Thursday, November 19, 2009

Society


I can’t get over how many people pitch up to watch features screened by the Cheltenham Film Society. I trotted over to the Bacon Theatre on Tuesday to view, at the invitation of J, a Brazilian production, Linha de Passé and was stunned to witness throngs of gentlefolk flocking into the building. I genuinely believed there was something else on at the complex; I’m so used to watching films at Gloucester’s Guildhall in an audience of twenty or so (on a good night) that I was thrown by such a multitude. About 250-300 cinema lovers attend each screening at Cheltenham and this rather heartens me but, simultaneously, makes me a tad disappointed that my merry home city lags behind its more well-groomed neighbour. Anyhow, my visit was wholly positive and I’ll attend again and possibly even join.
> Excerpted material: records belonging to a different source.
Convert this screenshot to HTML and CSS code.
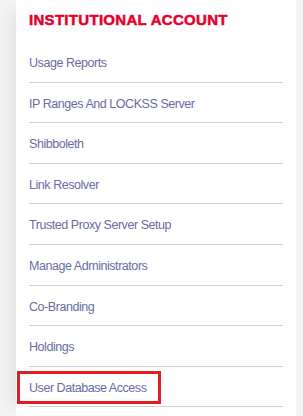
FILE: index.html
```html
<!DOCTYPE html>
<html lang="en">
<head>
  <meta charset="UTF-8">
  <title>Institutional Account</title>
  <link rel="stylesheet" href="styles.css">
</head>
<body>
  <div class="panel">
    <h3>INSTITUTIONAL ACCOUNT</h3>
    <ul class="menu">
      <li><a href="#">Usage Reports</a></li>
      <li><a href="#">IP Ranges And LOCKSS Server</a></li>
      <li><a href="#">Shibboleth</a></li>
      <li><a href="#">Link Resolver</a></li>
      <li><a href="#">Trusted Proxy Server Setup</a></li>
      <li><a href="#">Manage Administrators</a></li>
      <li><a href="#">Co-Branding</a></li>
      <li><a href="#">Holdings</a></li>
      <li class="marked"><a href="#">User Database Access</a></li>
    </ul>
  </div>
</body>
</html>
```

FILE: styles.css
```css
body {
  font-family: 'Liberation Sans', Arial, sans-serif;
  margin: 0; padding: 0;
  background: #f3f3f3;
}
.panel {
  width: 280px;
  margin-left: 16px;
  background: #ffffff;
  padding: 11px 13px 0;
  box-sizing: border-box;
  min-height: 416px;
  box-shadow: -14px 0 14px -10px rgba(0,0,0,0.08);
}
h3 {
  margin: 0;
  color: #e4002b;
  font-size: 15px;
  font-weight: 900;
  letter-spacing: 0.3px;
  line-height: 18px;
  -webkit-text-stroke: 0.5px #e4002b;
}
.menu {
  list-style: none;
  margin: 26px 0 0;
  padding: 0;
}
.menu li {
  height: 40.6px;
  border-bottom: 1px solid #d0cde2;
  box-sizing: border-box;
  position: relative;
}
.menu li:first-child { height: 27.6px; }
.menu a {
  display: block;
  color: #6a6ba4;
  font-size: 12.5px;
  letter-spacing: -0.45px;
  text-decoration: none;
  padding-top: 14px;
  line-height: 15px;
}
.menu li:first-child a { padding-top: 1px; }
.menu .marked::after {
  content: '';
  position: absolute;
  left: -12px;
  top: 4px;
  width: 144px;
  height: 33px;
  border: 3px solid #e31b23;
  box-sizing: border-box;
}
```
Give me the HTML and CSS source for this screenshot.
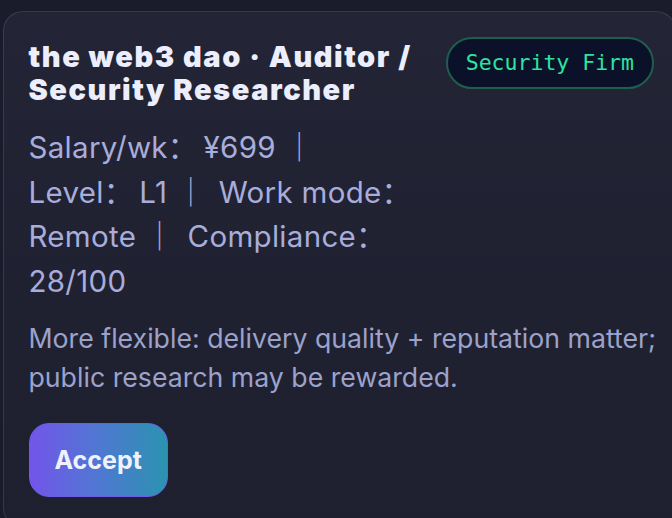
FILE: index.html
```html
<!DOCTYPE html>
<html lang="en">
<head>
<meta charset="utf-8">
<title>Job offer</title>
<link rel="stylesheet" href="styles.css">
</head>
<body>
<div class="card">
  <div class="top">
    <div class="main">
      <h2 class="title">the web3 dao · Auditor / Security Researcher</h2>
      <div class="meta">Salary/wk<span class="c">：</span>¥699 <span class="sep">｜</span><br>Level<span class="c">：</span>L1 <span class="sep">｜</span> Work mode<span class="c">：</span><br>Remote <span class="sep">｜</span> Compliance<span class="c">：</span><br>28/100</div>
    </div>
    <span class="badge">Security Firm</span>
  </div>
  <p class="desc">More flexible: delivery quality + reputation matter; public research may be rewarded.</p>
  <div class="actions">
    <button class="btn">Accept</button>
  </div>
</div>
</body>
</html>
```

FILE: styles.css
```css
html, body {
  margin: 0;
  padding: 0;
  overflow: hidden;
}
body {
  background: #1a1c2c;
  width: 672px;
  height: 518px;
  font-family: Inter, "Noto Sans CJK SC", sans-serif;
}
.card {
  margin: 11px 0 0 3px;
  width: 673px;
  box-sizing: border-box;
  border: 1.5px solid rgba(255, 255, 255, 0.11);
  border-radius: 20px;
  background: linear-gradient(180deg, #232536 0%, #1f2131 60%, #1e2030 100%);
  padding: 26px 14px 30px 24.5px;
}
.top {
  display: flex;
  align-items: flex-start;
}
.main {
  flex: none;
  width: 400px;
  padding-top: 2px;
}
.title {
  margin: 0;
  font-size: 29px;
  line-height: 33px;
  font-weight: 900;
  letter-spacing: 1.55px;
  color: #eceefd;
}
.meta {
  margin-top: 19px;
  font-size: 29.5px;
  line-height: 44.7px;
  letter-spacing: 0.3px;
  color: #a8addb;
}
.c {
  margin-right: 0.2em;
}
.sep {
  margin-right: 0.15em;
}
.badge {
  flex-shrink: 0;
  margin: -1px 7px 0 auto;
  padding: 11px 18px;
  border: 2px solid #1e5e4f;
  border-radius: 999px;
  background: #0a1128;
  color: #2fe3a0;
  font-family: "DejaVu Sans Mono", monospace;
  font-size: 21.5px;
  line-height: 26px;
  white-space: nowrap;
}
.desc {
  margin: 15px 0 0 0;
  font-size: 26.7px;
  line-height: 39px;
  color: #9ca2ca;
}
.actions {
  margin-top: 26px;
  display: flex;
}
.btn {
  font-family: Inter, sans-serif;
  font-size: 25px;
  font-weight: 700;
  color: #f0f1ff;
  padding: 0 25px;
  height: 74px;
  border-radius: 20px;
  border: 1.5px solid #6b5de6;
  background: linear-gradient(90deg, #7355ea 0%, #4f78d2 50%, #2b93b0 100%);
  cursor: pointer;
}
```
The film itself proved engaging and thought-provoking. Linha de Passé transports the viewer into a rough and ready Sao Paulo ghetto and scrutinises the lives of an ageing and impecunious single mother and her four sons all of whom scheme and dream of ways out of their impoverished existences. One son dreams of becoming a top footballer and the resultant fame and fortune; one, a petrol pump attendant, is drawn to intense evangelical worship; another seeks money and women and is tempted to supplement a courier’s meagre income with the spoils of increasingly less petty crime; and the youngest, significantly darker skinned than his siblings, sporadically attends school, possesses plenty of streetwise impudence and obsesses about becoming a bus driver. Rich stories of the quartet intertwine offering dark glimpses of the despair that accompanies an inability to escape inequity and poverty; lighter moments indicating earthy humour and a reassuringly benevolent community spirit offer some relief. Hope and hopelessness arrive in equal measures but hopelessness always seems to vanquish.